We have always had to focus on time, costs and emissions.
Stricter environmental legislation such as the International Maritime Organization’s (IMO’s) Marpol Annex VI sets clear rules on the levels of carbon dioxide, sulphur, and nitrogen oxide emissions from the shipping industry.
These rules, which are becoming increasingly tougher, show the industry’s dedication to environmental issues, but they also place a heavy financial burden on shipping companies and supply chains.
“Meeting these strict new emissions targets means adapting our vessels and operations, and investing in new ‘greener’ technology,” explains Kai Kraass, Chief Operating Officer of Ocean Services for Wallenius Wilhelmsen Logistics (WWL). “Shipping companies that are not prepared to comply will pay a heavy price, and unfortunately so will their customers and consumers.”
For over a decade WWL has had a proactive environmental policy in place which has positioned the company well for this tough new regulatory framework. Initiatives such as low-sulphur content in fuel and ballast water control systems have made WWL an environmental forerunner in its industry. New technology like weather routing also plays a role in reducing emissions.
“It provides our captains with information and offers proactive route options so they can avoid bad weather in time and use the wind to their advantage, meaning quicker and safer journeys,” says Kraass.
“WWL has been acquiring knowledge and making investments over the years that give us a real leg up,” he adds.
Yet he remains realistic. “New regulations will, unfortunately, increase operational costs in our industry and make ocean transportation more expensive. However, we are well positioned with modern ships, our factory-to-dealer concept and environmental commitment and will keep looking for new solutions to reduce the overall impact.”
As proof, Kraass points to WWL’s Supply Chain Optimisation Model, a tool his team has already used successfully to identify both CO2 and cost reductions for a global automaker’s outbound supply chain. His team is also currently developing “green trade lanes,” an innovative approach that would combine environmental benefits and significant cost reductions.
“We have always had to focus on time, costs and emissions,” he emphasises. “People often think that costs and emissions are incompatible but in fact you can bring both down together if you allow more time.”

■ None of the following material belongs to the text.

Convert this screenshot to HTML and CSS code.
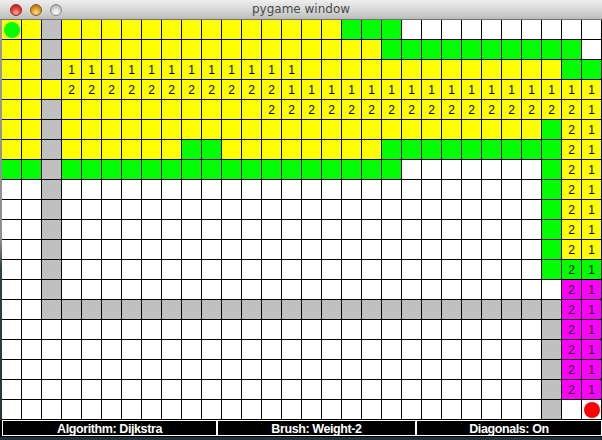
FILE: index.html
```html
<!DOCTYPE html>
<html lang="en">

<head>
    <meta charset="UTF-8">
    <title>pygame window</title>
    <link rel="stylesheet" href="styles.css">
</head>

<body>

    <div id="title_bar">
        <div id="buttons">
            <span class="light red"></span>
            <span class="light orange"></span>
            <span class="light gray"></span>
        </div>
        <div id="title">pygame window</div>
        <div></div>
    </div>

    <div id="board_wrap">
        <div id="frame_left"></div>
        <div id="board"></div>
    </div>

    <div id="status_bar">
        <div class="status" id="status_algo">Algorithm: Dijkstra</div>
        <div class="status" id="status_brush">Brush: Weight-2</div>
        <div class="status" id="status_diag">Diagonals: On</div>
    </div>

    <script>
        // Y open, G visited, W empty, X wall, M path, S start, E end
        var colors = [
            "SYXYYYYYYY YYYYYYYGGG WWWWWWWWWW",
            "YYXYYYYYYY YYYYYYYYYG GGGGGGGGGW",
            "YYXYYYYYYY YYYYYYYYYY YYYYYYYYGG",
            "YYYYYYYYYY YYYYYYYYYY YYYYYYYYYY",
            "YYXYYYYYYY YYYYYYYYYY YYYYYYYYYY",
            "YYXYYYYYYY YYYYYYYYYY YYYYYYYGYY",
            "YYXYYYYYYG GYYYYYYYYG GGGGGGGGYY",
            "GGXGGGGGGG GGGGGGGGGG WWWWWWWGYY",
            "WWXWWWWWWW WWWWWWWWWW WWWWWWWGYY",
            "WWXWWWWWWW WWWWWWWWWW WWWWWWWGYY",
            "WWXWWWWWWW WWWWWWWWWW WWWWWWWGYY",
            "WWXWWWWWWW WWWWWWWWWW WWWWWWWGYY",
            "WWXWWWWWWW WWWWWWWWWW WWWWWWWGGG",
            "WWXWWWWWWW WWWWWWWWWW WWWWWWWWMM",
            "WWXXXXXXXX XXXXXXXXXX XXXXXXXXMM",
            "WWWWWWWWWW WWWWWWWWWW WWWWWWWXMM",
            "WWWWWWWWWW WWWWWWWWWW WWWWWWWXMM",
            "WWWWWWWWWW WWWWWWWWWW WWWWWWWXMM",
            "WWWWWWWWWW WWWWWWWWWW WWWWWWWXMM",
            "WWWWWWWWWW WWWWWWWWWW WWWWWWWXWE"
        ];

        var blank = ".......... .......... ..........";
        var side = ".......... .......... ........21";
        var labels = [
            blank,
            blank,
            "...1111111 11111..... ..........",
            "...2222222 2222111111 1111111111",
            ".......... ...2222222 2222222221",
            side, side, side, side, side, side, side,
            side, side, side, side, side, side, side,
            blank
        ];

        var names = {
            Y: "open", G: "visited", W: "empty", X: "wall",
            M: "path", S: "open", E: "empty"
        };

        var board = document.getElementById("board");

        for (var r = 0; r < colors.length; r++) {
            var row = colors[r].replace(/ /g, "");
            var txt = labels[r].replace(/ /g, "");
            for (var c = 0; c < row.length; c++) {
                var ch = row[c];
                var cell = document.createElement("div");
                cell.className = "cell " + names[ch];
                if (txt[c] != ".") cell.textContent = txt[c];
                if (ch == "S" || ch == "E") {
                    var dot = document.createElement("span");
                    dot.className = ch == "S" ? "dot start" : "dot end";
                    cell.appendChild(dot);
                }
                board.appendChild(cell);
            }
        }
    </script>

</body>

</html>
```

FILE: styles.css
```css
body {
    margin: 0;
    width: 602px;
    background-color: #1f3239;
}

#title_bar {
    display: grid;
    grid-template-columns: 1fr auto 1fr;
    align-items: center;
    height: 19px;
    border-bottom: 1px solid #6f6f6f;
    background: linear-gradient(#eeeeee, #d6d6d6 55%, #bcbcbc);
}

#buttons {
    display: flex;
    gap: 8px;
    padding-left: 10px;
}

.light {
    width: 12px;
    height: 12px;
    border-radius: 50%;
    box-sizing: border-box;
}

.red {
    background: radial-gradient(circle at 50% 75%, #ffb4a6, #e8463d 45%, #b3201a 90%);
    border: 1px solid #8e2a24;
}

.orange {
    background: radial-gradient(circle at 50% 75%, #ffe1a0, #e0a030 45%, #a86a10 90%);
    border: 1px solid #8c5c14;
}

.gray {
    background: radial-gradient(circle at 50% 75%, #ffffff, #d8d8d8 45%, #a2a2a2 90%);
    border: 1px solid #8a8a8a;
}

#title {
    font: 12px "DejaVu Sans", sans-serif;
    line-height: 19px;
    color: #4a4a4a;
}

#board_wrap {
    display: flex;
}

#frame_left {
    width: 2px;
    background: linear-gradient(#9c9c9c, #8e8e8e 55%, #2f3f44 62%, #24363c);
}

#board {
    display: grid;
    grid-template-columns: repeat(30, 20px);
    grid-auto-rows: 20px;
    width: 600px;
}

.cell {
    box-sizing: border-box;
    border-right: 1px solid #000;
    border-bottom: 1px solid #000;
    display: flex;
    align-items: center;
    justify-content: center;
    font: 12px "Liberation Sans", Arial, sans-serif;
    color: #000;
}

.open {
    background-color: #ffff00;
}

.visited {
    background-color: #00ff00;
}

.empty {
    background-color: #ffffff;
}

.wall {
    background-color: #c0c0c0;
}

.path {
    background-color: #ff00ff;
}

.dot {
    width: 16px;
    height: 16px;
    border-radius: 50%;
}

.start {
    background-color: #00ff00;
}

.end {
    background-color: #ff0000;
}

#status_bar {
    display: flex;
    box-sizing: border-box;
    height: 17px;
    padding-left: 2px;
    background-color: #000;
}

.status {
    box-sizing: border-box;
    height: 16px;
    border: 1px solid #fff;
    text-align: center;
    font: bold 12.5px "Liberation Sans", Arial, sans-serif;
    letter-spacing: -0.4px;
    line-height: 16px;
    color: #fff;
}

#status_algo {
    width: 215px;
}

#status_brush {
    width: 199px;
}

#status_diag {
    width: 186px;
}
```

Kraass compares the current pressure on shipping companies to reduce their emissions to similar pressures which vehicle manufacturers have faced. “We have to get the best out of three parameters - cost, speed and emissions – focusing more heavily on a reduced carbon footprint,” he says.
“At the end of the day, he adds, “We are all sitting in the same boat here and we are dependent on each other. Together with our customers we have a great opportunity to design and implement a low emissions and flexible supply chain.”
Updates to Marpol Annex VI:
- August 1, 2012: a North American Emission Control Area (ECA) will be formed 200 nautical miles off the US and Canadian coastline, making this the third ECA after the North Sea and Baltic Sea.
- Jan 1, 2013: A global mechanism to place a cost on CO2 emissions is expected to be in place. Current scenarios suggest that companies may have to pay between USD 30 and USD 135 per tonne of fuel used.
- Jan 1, 2015: Vessels operating in the ECAs must reduce sulphur content in their fuel to 0.1%, increasing the cost of fuel used in ECAs by USD 150-200 per tonne.